══ DATASET CONTENT ══
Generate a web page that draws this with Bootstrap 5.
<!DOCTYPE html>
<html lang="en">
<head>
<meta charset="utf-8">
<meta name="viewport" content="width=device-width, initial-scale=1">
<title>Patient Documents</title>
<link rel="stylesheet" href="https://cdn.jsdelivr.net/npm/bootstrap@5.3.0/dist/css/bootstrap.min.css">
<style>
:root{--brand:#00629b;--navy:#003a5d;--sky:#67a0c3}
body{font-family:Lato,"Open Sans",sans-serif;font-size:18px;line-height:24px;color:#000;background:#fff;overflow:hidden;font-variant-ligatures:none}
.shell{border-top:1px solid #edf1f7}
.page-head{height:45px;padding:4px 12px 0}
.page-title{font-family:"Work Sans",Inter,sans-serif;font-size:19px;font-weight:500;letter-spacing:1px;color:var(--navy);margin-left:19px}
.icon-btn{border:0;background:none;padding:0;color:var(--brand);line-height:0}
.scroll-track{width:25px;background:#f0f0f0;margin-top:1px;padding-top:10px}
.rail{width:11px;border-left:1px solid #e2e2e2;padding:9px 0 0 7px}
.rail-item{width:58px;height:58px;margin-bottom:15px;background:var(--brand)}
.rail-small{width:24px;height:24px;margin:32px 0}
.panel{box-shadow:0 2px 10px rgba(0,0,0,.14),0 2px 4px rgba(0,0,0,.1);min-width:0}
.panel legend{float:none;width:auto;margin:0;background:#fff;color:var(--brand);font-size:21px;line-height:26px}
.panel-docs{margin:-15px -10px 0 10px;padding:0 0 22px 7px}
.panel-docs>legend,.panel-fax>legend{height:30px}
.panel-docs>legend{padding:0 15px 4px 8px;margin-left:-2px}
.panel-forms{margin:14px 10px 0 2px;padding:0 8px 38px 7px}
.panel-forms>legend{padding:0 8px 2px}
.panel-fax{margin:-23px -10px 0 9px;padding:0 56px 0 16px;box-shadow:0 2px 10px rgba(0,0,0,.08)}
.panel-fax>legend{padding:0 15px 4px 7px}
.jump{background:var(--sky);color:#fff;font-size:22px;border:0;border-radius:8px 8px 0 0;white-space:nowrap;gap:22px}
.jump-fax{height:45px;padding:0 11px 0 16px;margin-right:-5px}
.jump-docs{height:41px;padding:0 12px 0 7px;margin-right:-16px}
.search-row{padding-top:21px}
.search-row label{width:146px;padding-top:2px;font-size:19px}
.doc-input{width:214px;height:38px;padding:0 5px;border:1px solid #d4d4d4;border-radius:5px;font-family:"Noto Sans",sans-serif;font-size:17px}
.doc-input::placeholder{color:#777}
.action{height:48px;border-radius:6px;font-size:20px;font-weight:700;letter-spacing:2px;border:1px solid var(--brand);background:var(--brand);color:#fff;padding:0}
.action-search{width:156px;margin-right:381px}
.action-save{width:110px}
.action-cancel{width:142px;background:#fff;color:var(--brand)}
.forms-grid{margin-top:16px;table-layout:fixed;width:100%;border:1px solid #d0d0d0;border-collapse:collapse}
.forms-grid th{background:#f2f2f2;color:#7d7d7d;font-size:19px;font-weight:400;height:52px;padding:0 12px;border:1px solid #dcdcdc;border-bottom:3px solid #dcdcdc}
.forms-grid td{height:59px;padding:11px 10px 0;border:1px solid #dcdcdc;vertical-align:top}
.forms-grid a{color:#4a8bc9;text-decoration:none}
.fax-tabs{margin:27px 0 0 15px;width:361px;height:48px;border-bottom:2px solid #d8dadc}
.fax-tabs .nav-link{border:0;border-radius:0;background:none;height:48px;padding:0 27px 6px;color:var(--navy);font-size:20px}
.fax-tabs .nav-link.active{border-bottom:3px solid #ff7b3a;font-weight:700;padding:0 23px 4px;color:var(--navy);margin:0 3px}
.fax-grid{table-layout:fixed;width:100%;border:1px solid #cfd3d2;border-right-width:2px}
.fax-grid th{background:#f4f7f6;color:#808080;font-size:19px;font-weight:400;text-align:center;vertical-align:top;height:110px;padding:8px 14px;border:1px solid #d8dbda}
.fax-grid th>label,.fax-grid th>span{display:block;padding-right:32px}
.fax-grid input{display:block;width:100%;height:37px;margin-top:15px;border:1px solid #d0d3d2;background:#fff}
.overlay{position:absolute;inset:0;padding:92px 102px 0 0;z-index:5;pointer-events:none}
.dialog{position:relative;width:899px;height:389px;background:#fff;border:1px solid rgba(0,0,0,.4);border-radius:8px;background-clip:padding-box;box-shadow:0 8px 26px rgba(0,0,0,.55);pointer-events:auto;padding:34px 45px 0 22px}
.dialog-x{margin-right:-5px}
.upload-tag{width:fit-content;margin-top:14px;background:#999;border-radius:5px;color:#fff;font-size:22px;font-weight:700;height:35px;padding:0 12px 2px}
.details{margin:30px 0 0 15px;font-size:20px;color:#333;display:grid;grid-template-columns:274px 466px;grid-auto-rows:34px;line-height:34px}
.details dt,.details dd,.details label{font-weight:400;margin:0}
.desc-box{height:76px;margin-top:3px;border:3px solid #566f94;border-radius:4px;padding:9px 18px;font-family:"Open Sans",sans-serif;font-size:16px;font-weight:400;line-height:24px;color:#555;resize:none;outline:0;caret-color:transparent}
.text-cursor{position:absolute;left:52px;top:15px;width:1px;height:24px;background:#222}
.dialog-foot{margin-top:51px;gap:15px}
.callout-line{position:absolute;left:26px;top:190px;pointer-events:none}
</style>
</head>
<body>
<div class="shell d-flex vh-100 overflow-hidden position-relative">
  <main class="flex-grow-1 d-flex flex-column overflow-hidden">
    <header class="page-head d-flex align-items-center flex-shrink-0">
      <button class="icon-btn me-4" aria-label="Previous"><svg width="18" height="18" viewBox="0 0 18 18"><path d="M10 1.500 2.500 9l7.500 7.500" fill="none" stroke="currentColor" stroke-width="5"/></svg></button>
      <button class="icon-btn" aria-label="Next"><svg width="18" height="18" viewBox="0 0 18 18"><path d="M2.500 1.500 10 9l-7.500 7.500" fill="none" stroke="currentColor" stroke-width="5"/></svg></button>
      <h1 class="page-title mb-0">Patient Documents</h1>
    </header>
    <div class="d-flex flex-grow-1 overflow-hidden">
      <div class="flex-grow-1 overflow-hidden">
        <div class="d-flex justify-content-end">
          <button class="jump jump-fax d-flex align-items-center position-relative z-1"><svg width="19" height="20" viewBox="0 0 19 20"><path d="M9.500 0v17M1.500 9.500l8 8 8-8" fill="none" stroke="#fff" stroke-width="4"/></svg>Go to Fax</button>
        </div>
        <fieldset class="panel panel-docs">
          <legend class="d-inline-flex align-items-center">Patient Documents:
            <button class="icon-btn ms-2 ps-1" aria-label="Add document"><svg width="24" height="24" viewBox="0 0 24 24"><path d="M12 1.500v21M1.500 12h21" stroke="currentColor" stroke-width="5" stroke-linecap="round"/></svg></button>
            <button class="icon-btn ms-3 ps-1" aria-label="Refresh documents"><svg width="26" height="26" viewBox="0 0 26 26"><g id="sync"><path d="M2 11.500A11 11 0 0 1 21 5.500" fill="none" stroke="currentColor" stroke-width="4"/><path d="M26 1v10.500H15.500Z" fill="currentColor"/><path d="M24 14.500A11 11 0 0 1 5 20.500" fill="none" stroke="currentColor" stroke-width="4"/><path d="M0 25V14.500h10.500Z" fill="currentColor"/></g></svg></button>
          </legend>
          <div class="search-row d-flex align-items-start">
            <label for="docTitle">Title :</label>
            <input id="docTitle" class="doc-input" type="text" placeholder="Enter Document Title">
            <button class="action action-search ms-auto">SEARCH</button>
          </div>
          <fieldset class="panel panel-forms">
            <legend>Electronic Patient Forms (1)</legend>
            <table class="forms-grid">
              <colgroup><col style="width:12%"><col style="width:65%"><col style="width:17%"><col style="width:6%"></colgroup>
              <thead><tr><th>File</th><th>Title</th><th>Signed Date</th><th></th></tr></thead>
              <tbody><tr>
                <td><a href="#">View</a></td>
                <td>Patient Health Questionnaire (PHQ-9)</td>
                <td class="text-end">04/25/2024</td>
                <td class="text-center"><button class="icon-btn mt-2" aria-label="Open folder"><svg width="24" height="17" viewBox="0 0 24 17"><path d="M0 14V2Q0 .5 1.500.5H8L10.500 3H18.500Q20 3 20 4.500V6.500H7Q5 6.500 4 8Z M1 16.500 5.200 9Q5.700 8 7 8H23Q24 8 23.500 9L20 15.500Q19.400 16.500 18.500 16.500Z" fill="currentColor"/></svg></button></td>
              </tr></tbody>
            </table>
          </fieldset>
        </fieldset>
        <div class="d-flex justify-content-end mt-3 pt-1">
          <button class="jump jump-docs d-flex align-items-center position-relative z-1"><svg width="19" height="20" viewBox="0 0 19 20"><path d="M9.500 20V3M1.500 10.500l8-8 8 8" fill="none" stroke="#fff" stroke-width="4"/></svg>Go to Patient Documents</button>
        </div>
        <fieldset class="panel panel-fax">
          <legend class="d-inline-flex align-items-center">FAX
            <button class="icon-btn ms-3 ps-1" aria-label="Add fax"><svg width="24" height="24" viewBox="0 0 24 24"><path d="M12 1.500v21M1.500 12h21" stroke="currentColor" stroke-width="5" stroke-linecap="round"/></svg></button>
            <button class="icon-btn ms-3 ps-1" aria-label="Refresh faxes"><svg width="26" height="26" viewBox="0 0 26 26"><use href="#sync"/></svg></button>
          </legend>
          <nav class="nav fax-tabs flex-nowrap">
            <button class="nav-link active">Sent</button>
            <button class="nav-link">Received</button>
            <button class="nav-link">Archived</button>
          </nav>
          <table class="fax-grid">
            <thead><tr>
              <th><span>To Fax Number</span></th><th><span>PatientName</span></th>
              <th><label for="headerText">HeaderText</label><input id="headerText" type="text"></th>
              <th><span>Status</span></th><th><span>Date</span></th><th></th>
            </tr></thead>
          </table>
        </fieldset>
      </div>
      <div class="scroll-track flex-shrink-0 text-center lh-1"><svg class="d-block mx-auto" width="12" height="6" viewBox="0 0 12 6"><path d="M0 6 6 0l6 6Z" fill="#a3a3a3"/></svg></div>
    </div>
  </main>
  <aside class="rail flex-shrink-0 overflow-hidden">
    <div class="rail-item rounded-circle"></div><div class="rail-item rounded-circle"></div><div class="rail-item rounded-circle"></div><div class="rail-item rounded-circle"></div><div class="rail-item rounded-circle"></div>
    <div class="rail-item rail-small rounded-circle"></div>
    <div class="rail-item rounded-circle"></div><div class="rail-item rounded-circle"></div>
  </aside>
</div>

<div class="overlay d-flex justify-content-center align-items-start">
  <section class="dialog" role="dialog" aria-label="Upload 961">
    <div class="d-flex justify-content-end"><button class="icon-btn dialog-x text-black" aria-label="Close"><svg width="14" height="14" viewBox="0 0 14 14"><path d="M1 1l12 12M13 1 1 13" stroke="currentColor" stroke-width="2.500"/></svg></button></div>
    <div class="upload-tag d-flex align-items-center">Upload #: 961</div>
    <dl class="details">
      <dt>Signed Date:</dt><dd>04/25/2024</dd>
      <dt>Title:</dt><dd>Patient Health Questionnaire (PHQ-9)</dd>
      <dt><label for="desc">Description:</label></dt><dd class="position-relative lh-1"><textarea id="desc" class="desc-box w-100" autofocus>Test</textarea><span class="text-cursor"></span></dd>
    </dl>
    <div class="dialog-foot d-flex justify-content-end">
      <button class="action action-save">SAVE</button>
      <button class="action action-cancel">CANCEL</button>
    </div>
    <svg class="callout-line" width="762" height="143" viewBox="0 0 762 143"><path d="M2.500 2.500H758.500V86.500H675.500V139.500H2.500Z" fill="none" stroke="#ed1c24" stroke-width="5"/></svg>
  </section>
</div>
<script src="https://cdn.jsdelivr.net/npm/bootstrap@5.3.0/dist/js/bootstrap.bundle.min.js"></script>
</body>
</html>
═══
══ DATASET CONTENT ══
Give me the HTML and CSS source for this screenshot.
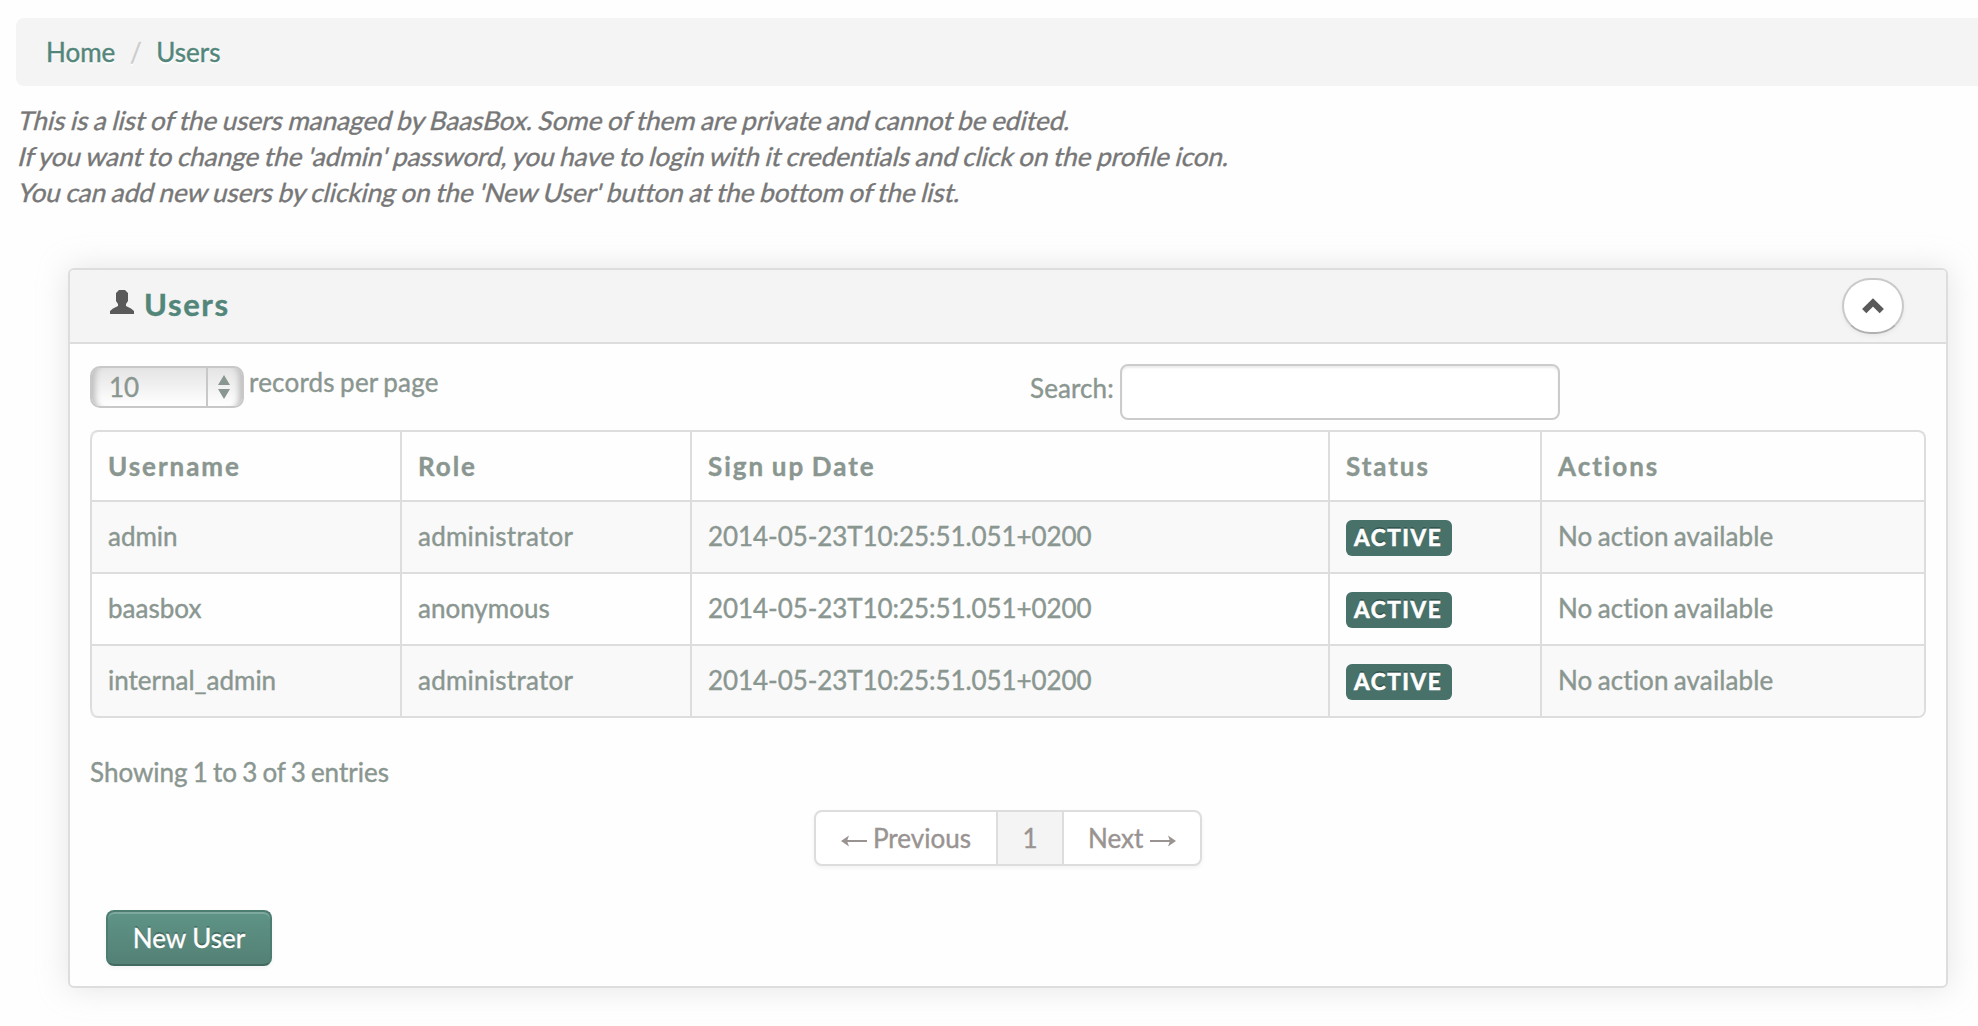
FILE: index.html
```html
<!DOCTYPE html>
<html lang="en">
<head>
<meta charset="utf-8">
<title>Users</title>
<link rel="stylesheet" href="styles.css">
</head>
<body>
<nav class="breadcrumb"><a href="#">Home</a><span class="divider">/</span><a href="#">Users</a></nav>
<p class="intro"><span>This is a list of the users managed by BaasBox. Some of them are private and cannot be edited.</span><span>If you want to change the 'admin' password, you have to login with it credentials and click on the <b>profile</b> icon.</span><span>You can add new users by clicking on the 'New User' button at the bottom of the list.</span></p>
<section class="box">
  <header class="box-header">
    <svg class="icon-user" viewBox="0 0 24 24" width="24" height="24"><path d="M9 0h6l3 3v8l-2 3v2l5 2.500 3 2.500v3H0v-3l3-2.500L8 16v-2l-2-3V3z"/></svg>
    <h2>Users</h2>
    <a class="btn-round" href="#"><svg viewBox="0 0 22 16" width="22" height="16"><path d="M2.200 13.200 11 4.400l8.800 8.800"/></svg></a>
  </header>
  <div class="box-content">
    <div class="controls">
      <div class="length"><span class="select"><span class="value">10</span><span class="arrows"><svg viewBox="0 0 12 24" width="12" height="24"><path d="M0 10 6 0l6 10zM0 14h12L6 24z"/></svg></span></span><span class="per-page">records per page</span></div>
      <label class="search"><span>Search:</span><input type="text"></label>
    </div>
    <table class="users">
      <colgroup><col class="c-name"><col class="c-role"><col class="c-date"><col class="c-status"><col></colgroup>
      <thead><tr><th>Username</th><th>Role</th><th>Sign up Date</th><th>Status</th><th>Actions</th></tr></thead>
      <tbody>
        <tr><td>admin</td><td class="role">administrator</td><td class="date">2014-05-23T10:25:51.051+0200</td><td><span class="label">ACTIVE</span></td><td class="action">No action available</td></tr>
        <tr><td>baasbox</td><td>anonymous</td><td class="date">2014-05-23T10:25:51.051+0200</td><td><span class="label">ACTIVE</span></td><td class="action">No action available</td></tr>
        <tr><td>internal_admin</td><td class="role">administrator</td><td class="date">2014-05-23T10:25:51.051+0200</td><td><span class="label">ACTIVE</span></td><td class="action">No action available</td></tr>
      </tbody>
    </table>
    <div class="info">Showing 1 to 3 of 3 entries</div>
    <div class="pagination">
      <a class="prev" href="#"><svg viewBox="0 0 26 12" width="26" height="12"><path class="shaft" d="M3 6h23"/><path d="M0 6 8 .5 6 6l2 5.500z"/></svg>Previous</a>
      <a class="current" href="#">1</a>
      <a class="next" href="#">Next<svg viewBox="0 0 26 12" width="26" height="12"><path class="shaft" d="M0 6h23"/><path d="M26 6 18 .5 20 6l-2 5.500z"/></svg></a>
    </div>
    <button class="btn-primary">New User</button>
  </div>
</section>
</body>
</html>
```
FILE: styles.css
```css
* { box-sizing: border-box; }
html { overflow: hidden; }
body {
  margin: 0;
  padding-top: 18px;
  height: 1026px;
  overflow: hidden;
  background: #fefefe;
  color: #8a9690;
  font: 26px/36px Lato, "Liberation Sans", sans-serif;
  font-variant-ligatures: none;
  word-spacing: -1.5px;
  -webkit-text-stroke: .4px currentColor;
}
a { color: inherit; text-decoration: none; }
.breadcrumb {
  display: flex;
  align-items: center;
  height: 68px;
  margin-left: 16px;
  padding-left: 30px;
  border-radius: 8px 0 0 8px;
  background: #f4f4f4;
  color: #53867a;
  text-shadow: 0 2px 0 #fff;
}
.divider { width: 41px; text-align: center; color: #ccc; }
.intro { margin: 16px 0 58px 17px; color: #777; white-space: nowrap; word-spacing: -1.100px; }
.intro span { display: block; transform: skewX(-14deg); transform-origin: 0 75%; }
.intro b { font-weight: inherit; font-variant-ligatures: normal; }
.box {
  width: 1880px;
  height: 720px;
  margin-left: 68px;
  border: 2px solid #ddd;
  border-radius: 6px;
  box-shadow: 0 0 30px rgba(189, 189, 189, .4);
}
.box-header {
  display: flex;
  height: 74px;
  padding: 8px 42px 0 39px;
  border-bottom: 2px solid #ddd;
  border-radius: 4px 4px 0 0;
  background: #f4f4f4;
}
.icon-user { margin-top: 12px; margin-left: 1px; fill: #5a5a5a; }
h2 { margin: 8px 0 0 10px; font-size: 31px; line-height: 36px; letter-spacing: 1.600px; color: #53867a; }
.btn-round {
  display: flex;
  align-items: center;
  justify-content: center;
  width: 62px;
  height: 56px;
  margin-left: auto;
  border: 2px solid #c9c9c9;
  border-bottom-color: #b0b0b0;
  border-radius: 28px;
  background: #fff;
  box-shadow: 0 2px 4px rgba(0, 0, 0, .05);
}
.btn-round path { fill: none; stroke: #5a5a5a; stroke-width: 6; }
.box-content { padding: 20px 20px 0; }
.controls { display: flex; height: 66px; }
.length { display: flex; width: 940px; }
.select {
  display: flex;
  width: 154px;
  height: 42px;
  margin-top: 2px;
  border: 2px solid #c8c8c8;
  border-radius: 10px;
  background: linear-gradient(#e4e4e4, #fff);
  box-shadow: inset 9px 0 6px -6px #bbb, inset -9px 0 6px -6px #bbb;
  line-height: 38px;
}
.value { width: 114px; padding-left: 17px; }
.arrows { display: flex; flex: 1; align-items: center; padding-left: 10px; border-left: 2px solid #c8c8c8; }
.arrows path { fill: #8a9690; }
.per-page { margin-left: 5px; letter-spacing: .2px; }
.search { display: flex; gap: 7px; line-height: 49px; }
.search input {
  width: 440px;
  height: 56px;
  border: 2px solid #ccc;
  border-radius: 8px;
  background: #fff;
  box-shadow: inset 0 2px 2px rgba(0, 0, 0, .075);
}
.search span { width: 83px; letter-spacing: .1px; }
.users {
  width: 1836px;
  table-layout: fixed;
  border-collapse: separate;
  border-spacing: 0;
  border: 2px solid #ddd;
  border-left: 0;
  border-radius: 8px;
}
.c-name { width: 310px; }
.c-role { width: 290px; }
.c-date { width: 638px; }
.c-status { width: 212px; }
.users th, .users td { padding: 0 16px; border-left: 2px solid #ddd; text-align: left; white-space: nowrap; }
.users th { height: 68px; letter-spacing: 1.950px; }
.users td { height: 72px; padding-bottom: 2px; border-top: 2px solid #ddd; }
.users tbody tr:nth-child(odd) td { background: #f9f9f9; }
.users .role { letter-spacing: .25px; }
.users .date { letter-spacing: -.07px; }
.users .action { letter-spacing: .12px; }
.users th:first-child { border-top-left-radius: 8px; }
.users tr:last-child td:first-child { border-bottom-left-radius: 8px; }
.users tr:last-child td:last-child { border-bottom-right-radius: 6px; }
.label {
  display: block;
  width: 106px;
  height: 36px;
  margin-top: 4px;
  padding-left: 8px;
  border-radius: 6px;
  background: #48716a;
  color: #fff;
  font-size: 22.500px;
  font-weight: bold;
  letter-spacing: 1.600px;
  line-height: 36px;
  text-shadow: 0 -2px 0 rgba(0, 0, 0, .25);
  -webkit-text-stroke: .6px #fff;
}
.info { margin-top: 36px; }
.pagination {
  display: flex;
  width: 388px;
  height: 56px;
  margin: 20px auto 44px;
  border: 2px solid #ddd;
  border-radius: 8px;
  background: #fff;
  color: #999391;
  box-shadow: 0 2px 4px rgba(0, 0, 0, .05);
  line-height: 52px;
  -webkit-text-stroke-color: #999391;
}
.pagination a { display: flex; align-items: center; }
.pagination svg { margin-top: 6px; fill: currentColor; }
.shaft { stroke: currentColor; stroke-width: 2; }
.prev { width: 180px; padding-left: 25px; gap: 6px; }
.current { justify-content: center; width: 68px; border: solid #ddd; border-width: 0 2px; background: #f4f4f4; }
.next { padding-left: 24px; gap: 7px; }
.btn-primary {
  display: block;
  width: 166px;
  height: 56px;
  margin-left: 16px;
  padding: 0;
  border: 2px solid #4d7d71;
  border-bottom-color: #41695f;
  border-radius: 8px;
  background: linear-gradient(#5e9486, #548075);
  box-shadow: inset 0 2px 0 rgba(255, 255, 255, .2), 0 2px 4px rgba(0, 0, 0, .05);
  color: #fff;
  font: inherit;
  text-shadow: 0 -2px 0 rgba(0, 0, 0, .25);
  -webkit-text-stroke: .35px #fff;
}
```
═══
[WHAT THE TASK REQUIRES]:
Pull every line containing "page" from the material above.

[RESULT]:
Generate a web page that draws this with Bootstrap 5.
.page-head{height:45px;padding:4px 12px 0}
.page-title{font-family:"Work Sans",Inter,sans-serif;font-size:19px;font-weight:500;letter-spacing:1px;color:var(--navy);margin-left:19px}
    <header class="page-head d-flex align-items-center flex-shrink-0">
      <h1 class="page-title mb-0">Patient Documents</h1>
      <div class="length"><span class="select"><span class="value">10</span><span class="arrows"><svg viewBox="0 0 12 24" width="12" height="24"><path d="M0 10 6 0l6 10zM0 14h12L6 24z"/></svg></span></span><span class="per-page">records per page</span></div>
.per-page { margin-left: 5px; letter-spacing: .2px; }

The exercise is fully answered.